One of these is Duncan Maxwell Anderson, last seen in this space comparing Jesus to a Marine. Twelve years ago he was telling America how the nefarious, little-known Securities and Exchange Commission ("The Securities and what Commission? The SEC was founded in 1933 under President Franklin D. Roosevelt...") was going to destroy multi-level marketing. Today Anderson runs something called Faith & Family magazine -- yes, it has a weblog, where you can can read ALL CAPS exhortations to avoid Calvinism, as well as some extremely confused Constitutional theory -- and runs something called High Tor Media, whatever that is (There was once a very fine playwright named Maxwell Anderson, and he wrote a play called High Tor -- if this DMA is in fact his progeny, let us take up a collection to have some spikes driven into his coffin to arrest the poor man's spinning.)

Occasionally, mystifyingly, Anderson writes for the New York Post. Today the Post has published his "A Time for Manhood," which treats the ancient conservative Daddy Party theme (Right is Strong, Left is for Homos, etc). Even poor, crack-brained Peggy Noonan knows that this sort of thing requires an angle, however trite -- but Anderson just combines various cliches as a child might mash together lumps of Play-Doh. And they're not even current cliches -- there's "Let's Roll" again, and when was the last time you saw Alan Alda used as a symbol of liberal emasculinity? On an episode of C.P.O. Sharkey?

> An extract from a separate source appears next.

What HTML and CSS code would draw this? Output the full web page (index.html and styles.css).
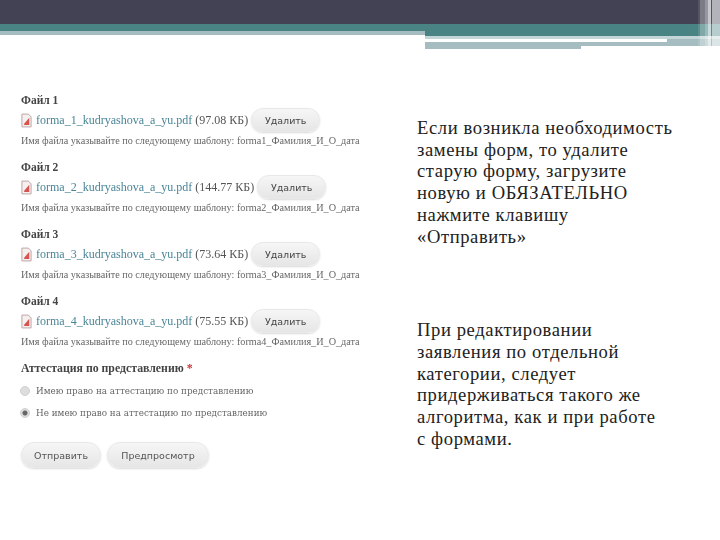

Though I must admit, comparing the Democratic Convention to "the Berlin Olympics of 1936" is a new one. Incomprehensible, but new.

Meanwhile we have Jonah Goldberg explaining why feminism is to blame for girls' pants with words on the butt (all the while explaining, as is his increasingly pathetic wont, that he's no prude). And Dennis Prager, defending his right to beat on children ("why should a 12-year-old girl be immune from adult criticism?"). At least he's found an adversary whose stage of intellectual development may not have exceeded his.

Such are the new Shondekommando. Go here, punks, and see how it's done. If you're gonna be nuts, at least be articulate!